The canal — an engineering masterwork that provides a shortcut between the Atlantic and Pacific — handles about 5 percent of maritime trade. Any hiccup in its operation can ripple through the global economy and affect the United States, the origin or destination for much of the canal’s traffic. And those problems may become more commonplace as the climate changes.

Earlier this year, the authority imposed draft limits on ships, forcing some to lighten their loads to ride higher in the water so they will not run aground.

The authority imposed the limits in February, as the drought took hold and levels in the two lakes that supply water to the canal began to fall. The limits affected only very large ships using the canal’s newest locks, which opened in 2016. An average of about seven ships a day use those locks.

The canal authority posts the restrictions well in advance, so shippers can calculate loads that will enable their ships to transit the 50-mile canal.

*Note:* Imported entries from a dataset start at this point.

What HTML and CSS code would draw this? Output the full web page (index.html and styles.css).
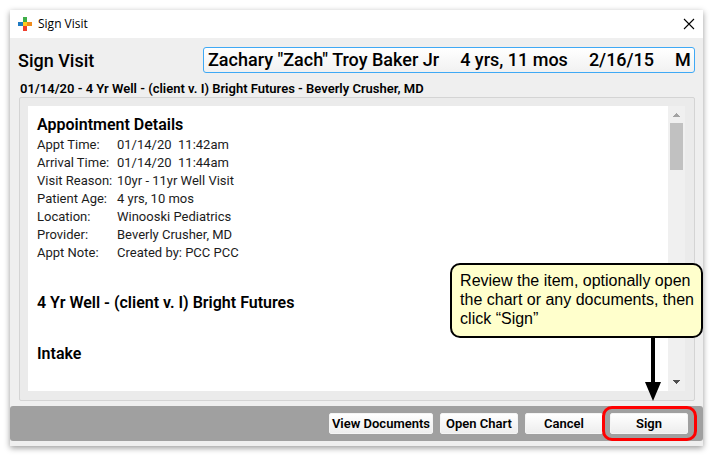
FILE: index.html
```html
<!DOCTYPE html>
<html lang="en">
  <head>
    <meta charset="UTF-8" />
    <meta name="viewport" content="width=device-width, initial-scale=1" />
    <title>Sign Visit</title>
    <link rel="stylesheet" href="styles.css">
  </head>
  <body>
    <div class="window">
      <div class="titlebar">
        <svg class="logo" width="14" height="14" viewBox="0 0 14 14" shape-rendering="crispEdges">
          <rect x="5" y="0" width="4" height="5" fill="#3fae49" />
          <rect x="0" y="5" width="5" height="4" fill="#1f7ac2" />
          <rect x="9" y="5" width="5" height="4" fill="#ef8c1d" />
          <rect x="5" y="9" width="4" height="5" fill="#ef3e2d" />
          <rect x="5" y="5" width="4" height="4" fill="#ffc91f" />
        </svg>
        <span class="caption">Sign Visit</span>
        <button class="close" type="button" aria-label="Close">
          <svg width="12" height="12" viewBox="0 0 12 12">
            <path d="M1 1l10 10M11 1L1 11" stroke="#000" stroke-width="1.1" fill="none" />
          </svg>
        </button>
      </div>

      <div class="header">
        <h1>Sign Visit</h1>
        <div class="patient">
          <span class="name">Zachary "Zach" Troy Baker Jr</span>
          <span>4 yrs, 11 mos</span>
          <span>2/16/15</span>
          <span>M</span>
        </div>
      </div>

      <p class="visit">01/14/20 - 4 Yr Well - (client v. I) Bright Futures - Beverly Crusher, MD</p>

      <div class="frame">
        <div class="report">
          <h2>Appointment Details</h2>
          <table class="details">
            <tr><th scope="row">Appt Time:</th><td>01/14/20&nbsp; 11:42am</td></tr>
            <tr><th scope="row">Arrival Time:</th><td>01/14/20&nbsp; 11:44am</td></tr>
            <tr><th scope="row">Visit Reason:</th><td>10yr - 11yr Well Visit</td></tr>
            <tr><th scope="row">Patient Age:</th><td>4 yrs, 10 mos</td></tr>
            <tr><th scope="row">Location:</th><td>Winooski Pediatrics</td></tr>
            <tr><th scope="row">Provider:</th><td>Beverly Crusher, MD</td></tr>
            <tr><th scope="row">Appt Note:</th><td>Created by: PCC PCC</td></tr>
          </table>
          <h2>4 Yr Well - (client v. I) Bright Futures</h2>
          <h2>Intake</h2>
        </div>
        <div class="scrollbar">
          <svg width="7" height="4" viewBox="0 0 7 4" shape-rendering="crispEdges">
            <path d="M3 0h1v1h1v1h1v1h1v1H0V3h1V2h1V1h1z" fill="#a3a3a3" />
          </svg>
          <div class="thumb"></div>
          <svg width="7" height="4" viewBox="0 0 7 4" shape-rendering="crispEdges">
            <path d="M0 0h7v1H6v1H5v1H4v1H3V3H2V2H1V1H0z" fill="#505050" />
          </svg>
        </div>
      </div>

      <div class="footer">
        <button class="btn" type="button">View Documents</button>
        <button class="btn" type="button">Open Chart</button>
        <button class="btn" type="button">Cancel</button>
        <div class="sign">
          <button class="btn" type="button" aria-describedby="signHelp">Sign</button>
          <div class="ring"></div>
          <div class="callout" id="signHelp">
            Review the item, optionally open<br>the chart or any documents, then<br>click “Sign”
          </div>
          <svg class="arrow" width="16" height="64" viewBox="0 0 16 64">
            <path d="M6 0h4v45h6L8 64 0 45h6z" fill="#000" />
          </svg>
        </div>
      </div>
    </div>
  </body>
</html>
```
FILE: styles.css
```css
* {
  box-sizing: border-box;
}

body {
  display: flex;
  min-height: 100vh;
  margin: 0;
  padding: 10px;
  background: #fff;
  color: #000;
  font-family: Roboto, "Liberation Sans", sans-serif;
  font-size: 13px;
}

h1,
h2,
p {
  margin: 0;
  font-weight: 500;
}

.window {
  flex: 1;
  display: flex;
  flex-direction: column;
  min-width: 0;
  padding-bottom: 5px;
  background: #efefef;
  box-shadow: 0 2px 6px rgba(0, 0, 0, 0.4);
}

.titlebar {
  display: flex;
  align-items: center;
  gap: 6px;
  height: 28px;
  padding: 0 8px;
  background: #fff;
}

.caption {
  flex: 1;
  font-family: "Open Sans", "Noto Sans", sans-serif;
  font-size: 12px;
  line-height: 16px;
}

.close {
  display: flex;
  padding: 0;
  border: none;
  background: none;
  cursor: pointer;
}

.header {
  display: flex;
  align-items: center;
  justify-content: space-between;
  padding: 9px 8px 0;
}

h1 {
  font-size: 18px;
}

.patient {
  display: flex;
  gap: 21px;
  width: 492px;
  padding: 0 4px;
  border: 1px solid #3fa9f5;
  border-radius: 3px;
  background: linear-gradient(#fff, #f1f1f1);
  font-size: 18px;
  font-weight: 500;
  line-height: 24px;
  white-space: nowrap;
}

.patient .name {
  flex: 1;
}

.visit {
  padding: 8px 10px 0;
  font-weight: 600;
  line-height: 16px;
}

.frame {
  flex: 1;
  display: flex;
  margin: 0 8px 5px 9px;
  padding: 8px 9px 9px 8px;
  border: 1px solid #d4d4d4;
  border-radius: 2px;
  background: #ebebeb;
}

.report {
  flex: 1;
  padding: 8px 9px 20px;
  background: #fff;
}

h2 {
  font-size: 16px;
  font-weight: 600;
  line-height: 22px;
}

.details {
  margin-bottom: 30px;
  border-collapse: collapse;
  color: #1c1c1c;
  line-height: 18px;
}

.details + h2 {
  margin-bottom: 29px;
}

.details th,
.details td {
  padding: 0;
  font-weight: 400;
  text-align: left;
  white-space: nowrap;
}

.details th {
  width: 80px;
}

.scrollbar {
  display: flex;
  flex-direction: column;
  align-items: center;
  width: 17px;
  padding: 7px 0;
  background: #f0f0f0;
}

.thumb {
  width: 13px;
  height: 47px;
  margin: 6px 0 auto;
  background: #c1c1c1;
}

.footer {
  display: flex;
  justify-content: flex-end;
  gap: 7px;
  padding: 7px 15px 7px 8px;
  border-radius: 3px;
  background: #a0a0a0;
}

.btn {
  min-width: 78px;
  height: 21px;
  padding: 0 2px;
  border: 1px solid #f4f4f4;
  border-radius: 2px;
  background: linear-gradient(#fff, #ededed);
  color: #000;
  font: 600 13px/19px Roboto, "Liberation Sans", sans-serif;
  cursor: pointer;
}

.sign {
  position: relative;
}

.ring {
  position: absolute;
  inset: -7px -9px -7px -8px;
  border: 3px solid #f00;
  border-radius: 10px;
  pointer-events: none;
}

/* help bubble that points down at the Sign button */
.callout {
  position: absolute;
  right: -15px;
  bottom: 96px;
  padding: 6px 7px 8px 8px;
  border: 2px solid #000;
  border-radius: 10px;
  background: #ffffcc;
  font-family: "Liberation Sans", Arial, sans-serif;
  font-size: 16px;
  line-height: 19px;
  white-space: nowrap;
}

.arrow {
  position: absolute;
  right: 27px;
  bottom: 33px;
}
```
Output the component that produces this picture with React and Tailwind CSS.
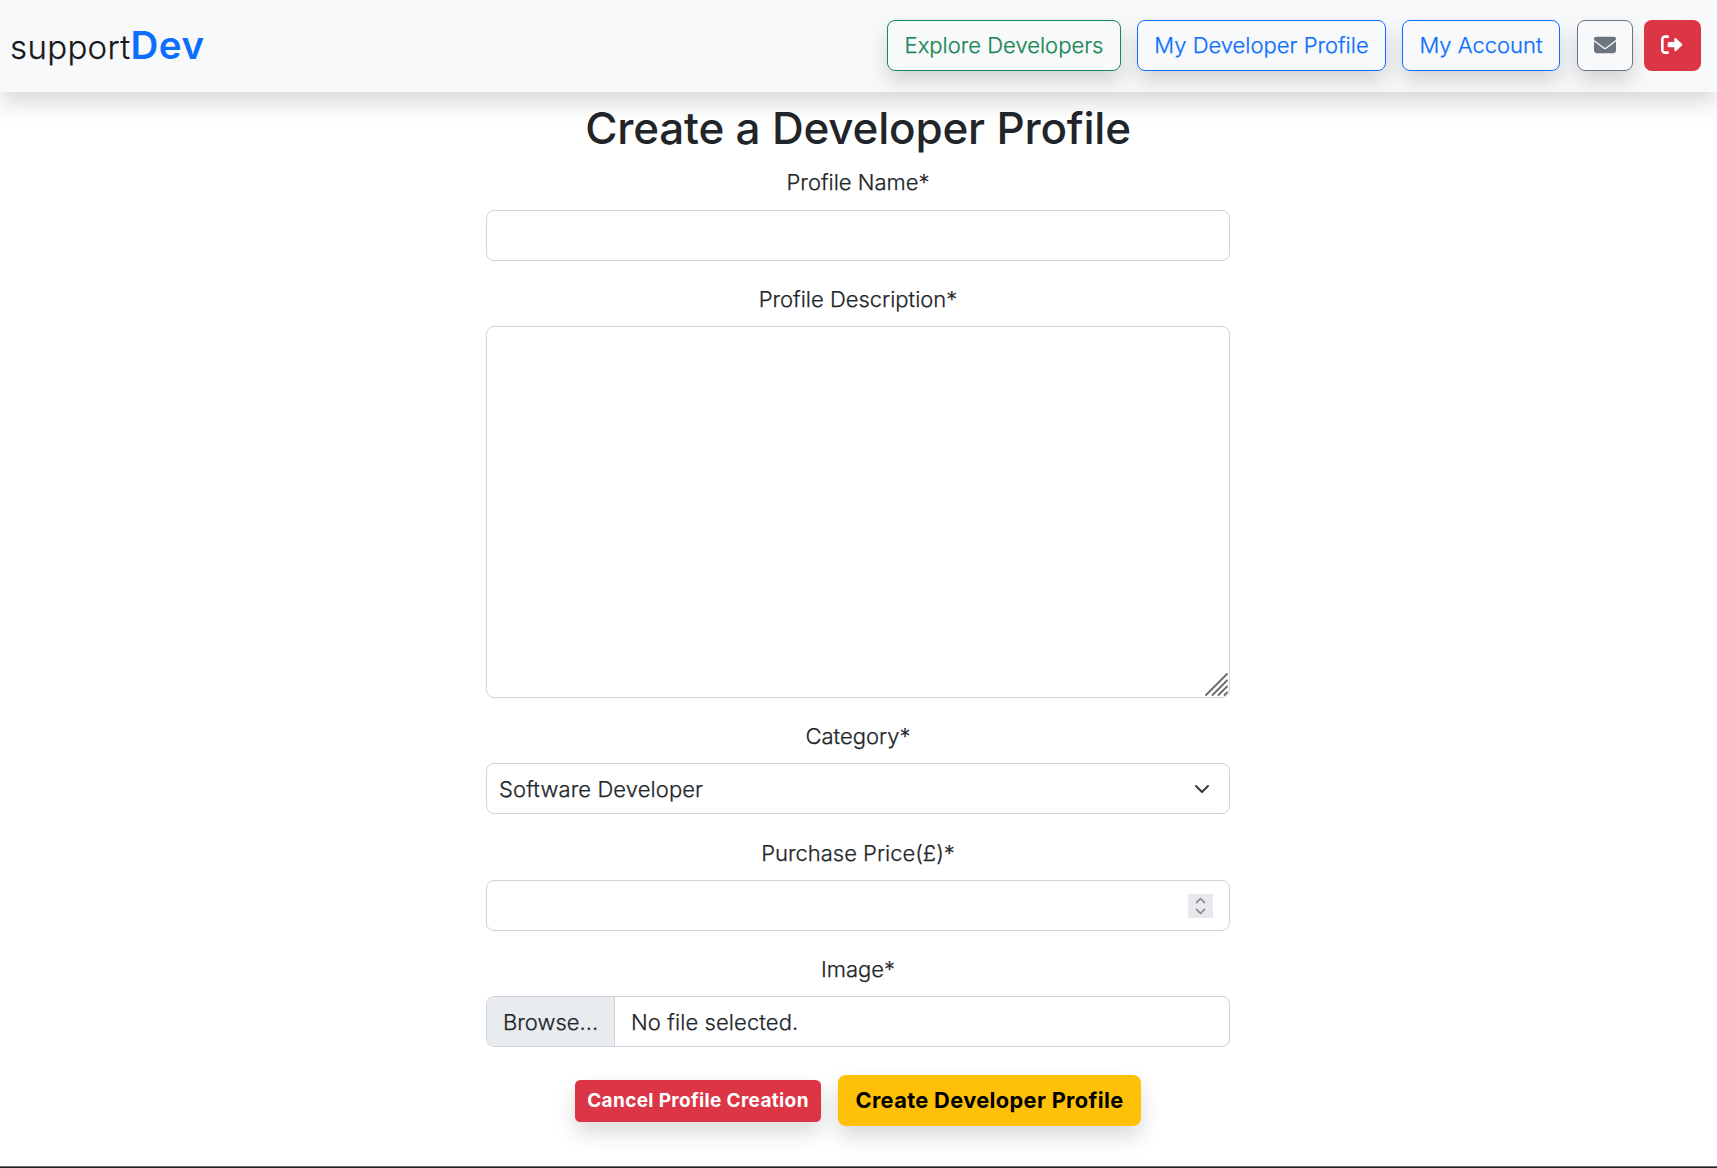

Otherwise excess cargo has to be off-loaded in Panama.

Since the February announcement, the maximum allowable draft has been reduced five times. As of May 28 the maximum will be 43 feet, seven feet lower than usual.

Mr. Vargas said that as of that date smaller ships that use the canal’s old locks will also be affected, as the maximum allowable draft for those locks will fall from 39 and a half feet to 38 and a half. About 25 ships use the old locks every day.

Because canal tariffs are based partly on cargo loads, the limits have so far cost the canal authority about $15 million, a relatively small amount when compared with overall revenues of more than $2 billion a year.

Mr. Vargas said the restrictions will be lifted gradually, probably beginning in June. By mid-September, he said, even ships with the deepest drafts should be able to use the waterway without having to reduce their cargo.

Draft restrictions have been imposed before, during previous El Niño years, and have sometimes caused greater revenue losses. Dr. Stallard said the impact of the drought this year was reduced in part because of heavy rains last fall.

Managing water has always been a critical part of canal operations, but became even more important with the construction of the larger locks. Each time a ship transits the canal about 50 million gallons of fresh water are lost through the locks to the oceans.

That water comes from the two artificial lakes, Gatún — through which ships pass as part of the canal — and Alajuela. The lakes also provide water for much of Panama’s growing population.